Walter J. Lindner is an ex-German diplomat and professional musician. He is the former state secretary of the German Foreign office from February 2017- March 2019. In his last posting before retirement, he was ambassador of Germany to India from 2019-2022. As a musician he has released five records with a sixth album in the works. He has served as the ambassador to Kenya, also Somalia, Burundi, Seychelles, Venezuela and South Africa, Lesotho und Swaziland. Lindner also served as Special Representative of the German Government for the fight against Ebola (Ambassador).

Diplomatic service 
Walter J. Lindner entered diplomatic service in 1988. He has served numerous postings in Germany's Federal Foreign Office such as Deputy Head of the Task Force for Human Rights, the Federal Foreign Office Spokesperson and Spokesman for Foreign Minister Joschka Fischer.
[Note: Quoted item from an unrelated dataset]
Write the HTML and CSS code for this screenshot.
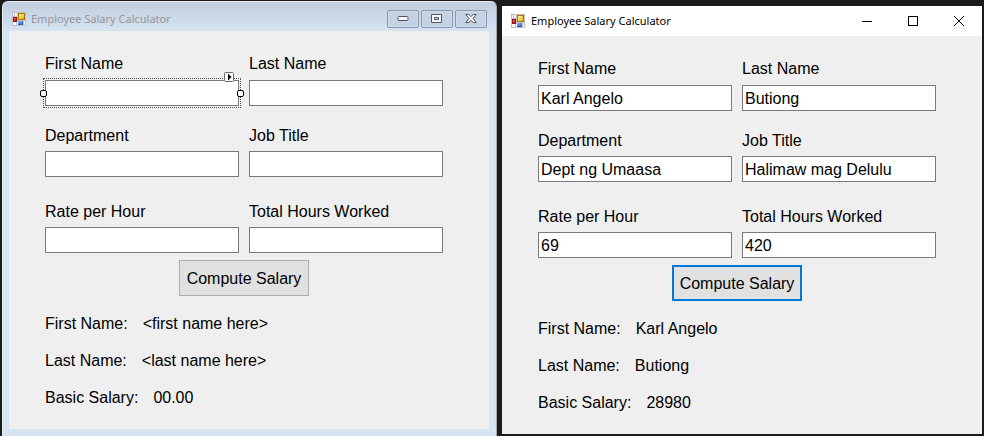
FILE: index.html
```html
<!DOCTYPE html>
<html lang="en">
<head>
<meta charset="utf-8">
<title>Employee Salary Calculator</title>
<link rel="stylesheet" href="styles.css">
</head>
<body>
<svg width="0" height="0" class="defs" aria-hidden="true">
  <defs>
    <linearGradient id="gold" x1="0" y1="0" x2="1" y2="1"><stop offset="0" stop-color="#fff0a0"/><stop offset="1" stop-color="#eeb000"/></linearGradient>
    <linearGradient id="red" x1="0" y1="0" x2="1" y2="1"><stop offset="0" stop-color="#e87060"/><stop offset="1" stop-color="#a81008"/></linearGradient>
    <linearGradient id="blue" x1="0" y1="0" x2="1" y2="1"><stop offset="0" stop-color="#8ab8ff"/><stop offset="1" stop-color="#2c62d0"/></linearGradient>
    <symbol id="form-icon" viewBox="0 0 14 14">
      <rect width="14" height="14" fill="#bfc1c4"/>
      <path fill="#f6f7f8" d="M1 1h1v3H1zM3 1h2v3H3zM1 10h3v3H1zM5 10h1v3H5zM12 9h1v4h-1z"/>
      <rect x="1" y="5" width="4" height="5" fill="#9c1510"/>
      <rect x="2" y="6" width="2" height="3" fill="url(#red)"/>
      <rect x="6" y="1" width="7" height="7" fill="#a87800"/>
      <rect x="7" y="2" width="5" height="5" fill="url(#gold)"/>
      <rect x="6" y="9" width="5" height="4" fill="#2c5cba"/>
      <rect x="6" y="9" width="5" height="3" fill="url(#blue)"/>
    </symbol>
  </defs>
</svg>
<main class="desktop">
  <section class="window designer">
    <header class="titlebar">
      <svg class="app-icon" aria-hidden="true"><use href="#form-icon"/></svg>
      <h1 class="title">Employee Salary Calculator</h1>
      <div class="controls">
        <button type="button" aria-label="Minimize"><svg width="12" height="6" viewBox="0 0 12 6"><rect x="1" y=".5" width="10" height="4" rx="1" fill="#f5f7fa" stroke="#535666"/></svg></button>
        <button type="button" aria-label="Maximize"><svg width="12" height="10" viewBox="0 0 12 10"><path fill="#f5f7fa" fill-rule="evenodd" stroke="#535666" d="M.5.5h10v8h-10zM3.5 3.5v2h4v-2z"/></svg></button>
        <button type="button" aria-label="Close"><svg width="12" height="10" viewBox="0 0 12 10"><path fill="#f5f7fa" stroke="#535666" stroke-linejoin="round" d="M.8.5h3L6 2.6 8.2.5h3L8 4.5l3.2 4h-3L6 6.4 3.8 8.5h-3L4 4.5z"/></svg></button>
      </div>
    </header>
    <form class="client">
      <div class="row row-name">
        <div class="field">
          <label for="d-first">First Name</label>
          <div class="selected">
            <input id="d-first" type="text">
            <span class="handle handle-left"></span>
            <span class="handle handle-right"></span>
            <svg class="smart-tag" width="10" height="10" viewBox="0 0 10 10" aria-hidden="true"><rect x=".5" y=".5" width="9" height="9" rx="1" fill="#fff" stroke="#696969"/><path d="M4 1.5L7.500 5 4 8.500z"/></svg>
          </div>
        </div>
        <div class="field"><label for="d-last">Last Name</label><input id="d-last" type="text"></div>
      </div>
      <div class="row row-work">
        <div class="field"><label for="d-dept">Department</label><input id="d-dept" type="text"></div>
        <div class="field"><label for="d-job">Job Title</label><input id="d-job" type="text"></div>
      </div>
      <div class="row row-pay">
        <div class="field"><label for="d-rate">Rate per Hour</label><input id="d-rate" type="text"></div>
        <div class="field"><label for="d-hours">Total Hours Worked</label><input id="d-hours" type="text"></div>
      </div>
      <button class="compute" type="button">Compute Salary</button>
      <dl class="results">
        <div><dt>First Name:</dt><dd>&lt;first name here&gt;</dd></div>
        <div><dt>Last Name:</dt><dd>&lt;last name here&gt;</dd></div>
        <div><dt>Basic Salary:</dt><dd>00.00</dd></div>
      </dl>
    </form>
  </section>

  <section class="window running">
    <header class="titlebar">
      <svg class="app-icon" aria-hidden="true"><use href="#form-icon"/></svg>
      <h1 class="title">Employee Salary Calculator</h1>
      <div class="controls">
        <button type="button" aria-label="Minimize"><svg width="10" height="10" viewBox="0 0 10 10"><path d="M0 5h10v1H0z"/></svg></button>
        <button type="button" aria-label="Maximize"><svg width="10" height="10" viewBox="0 0 10 10"><rect x=".5" y=".5" width="9" height="9" fill="none" stroke="#000"/></svg></button>
        <button type="button" aria-label="Close"><svg width="10" height="10" viewBox="0 0 10 10"><path fill="none" stroke="#000" d="M0 0l10 10M10 0L0 10"/></svg></button>
      </div>
    </header>
    <form class="client">
      <div class="row row-name">
        <div class="field"><label for="r-first">First Name</label><input id="r-first" type="text" value="Karl Angelo"></div>
        <div class="field"><label for="r-last">Last Name</label><input id="r-last" type="text" value="Butiong"></div>
      </div>
      <div class="row row-work">
        <div class="field"><label for="r-dept">Department</label><input id="r-dept" type="text" value="Dept ng Umaasa"></div>
        <div class="field"><label for="r-job">Job Title</label><input id="r-job" type="text" value="Halimaw mag Delulu"></div>
      </div>
      <div class="row row-pay">
        <div class="field"><label for="r-rate">Rate per Hour</label><input id="r-rate" type="text" value="69"></div>
        <div class="field"><label for="r-hours">Total Hours Worked</label><input id="r-hours" type="text" value="420"></div>
      </div>
      <button class="compute compute-active" type="button">Compute Salary</button>
      <dl class="results">
        <div><dt>First Name:</dt><dd>Karl Angelo</dd></div>
        <div><dt>Last Name:</dt><dd>Butiong</dd></div>
        <div><dt>Basic Salary:</dt><dd>28980</dd></div>
      </dl>
    </form>
  </section>
</main>
</body>
</html>
```
FILE: styles.css
```css
* {
  box-sizing: border-box;
}

body {
  margin: 0;
  background: #1b1b1b;
  color: #000;
  font: 16px/20px "Liberation Sans", Arial, sans-serif;
}

.defs {
  position: absolute;
}

.desktop {
  display: grid;
  grid-template-columns: minmax(0, 495fr) minmax(0, 480fr);
  gap: 5px;
  align-items: start;
  padding: 0 2px;
}

/* Window frames */
.designer {
  margin-top: 1px;
  padding: 0 7px 7px 6px;
  border: solid #e6edf5;
  border-width: 1px 1px 0;
  border-right-color: #a3a9b0;
  border-radius: 6px 6px 0 0;
  background: linear-gradient(#bfcddd, #d7e4f2 30px);
}

.running {
  margin-top: 6px;
  background: #fff;
}

.titlebar {
  display: flex;
  align-items: center;
  height: 30px;
}

.designer .titlebar {
  height: 29px;
  padding: 5px 2px 0 3px;
}

.running .titlebar {
  padding-left: 9px;
}

.app-icon {
  flex: none;
  width: 14px;
  height: 14px;
}

.title {
  flex: 1;
  margin: 0 0 0 6px;
  font: 11px/16px "Noto Sans", "Open Sans", sans-serif;
}

.designer .title {
  margin-left: 5px;
  color: #969696;
}

.controls {
  display: flex;
}

.controls button {
  display: flex;
  align-items: center;
  justify-content: center;
  padding: 0;
  border: 0;
  background: none;
}

.designer .controls {
  gap: 2px;
}

.designer .controls button {
  width: 32px;
  height: 18px;
  border: 1px solid #8795b0;
  border-radius: 2px;
  background: #c4d2e3;
  box-shadow: inset 0 0 0 1px #d0dcea;
}

.running .controls button {
  width: 46px;
  height: 28px;
}

/* Form */
.client {
  display: flex;
  flex-direction: column;
  padding: 23px 46px 21px 36px;
  background: #efefef;
}

.row {
  display: grid;
  grid-template-columns: 1fr 1fr;
  gap: 10px;
}

.row-name {
  margin-bottom: 20px;
}

.row-work {
  margin-bottom: 25px;
}

.row-pay {
  margin-bottom: 7px;
}

.field {
  display: flex;
  flex-direction: column;
  gap: 5px;
  min-width: 0;
}

.row-name .field {
  gap: 6px;
}

.field input {
  display: block;
  width: 100%;
  height: 26px;
  padding: 2px 2px 0;
  border: 1px solid #7a7a7a;
  border-radius: 0;
  background: #fff;
  color: #000;
  font: inherit;
}

.compute {
  align-self: center;
  height: 36px;
  padding: 2px 7px 0;
  border: 1px solid #adadad;
  background: #e1e1e1;
  color: #000;
  font: inherit;
}

.compute-active {
  padding: 2px 6px 0;
  border: 2px solid #0078d7;
}

.results {
  display: grid;
  gap: 17px;
  margin: 18px 0 0;
}

.results div {
  display: flex;
  gap: 15px;
}

.results dd {
  margin: 0;
}

/* Selection adorners */
.selected {
  position: relative;
}

.selected::before {
  content: "";
  position: absolute;
  inset: -2px;
  border: 1px dotted #555;
}

.handle {
  position: absolute;
  top: 10px;
  width: 7px;
  height: 7px;
  border: 1px solid #000;
  border-radius: 2px;
  background: #fff;
}

.handle-left {
  left: -5px;
}

.handle-right {
  right: -5px;
}

.smart-tag {
  position: absolute;
  top: -8px;
  right: 5px;
}
```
He has been the German Ambassador in Kenya, Seychelles, Venezuela, South Africa and India.

Life as a musician 
At the Richard Strauss Conservatory (de), now part of the University of Music and Performing Arts Munich, Linder learnt the piano, flute, guitar, bass and orchestra conducting. He also studied jazz in Graz, Austria. He then saved enough money driving taxis and trucks in Germany and went to Berklee College of Music in Boston.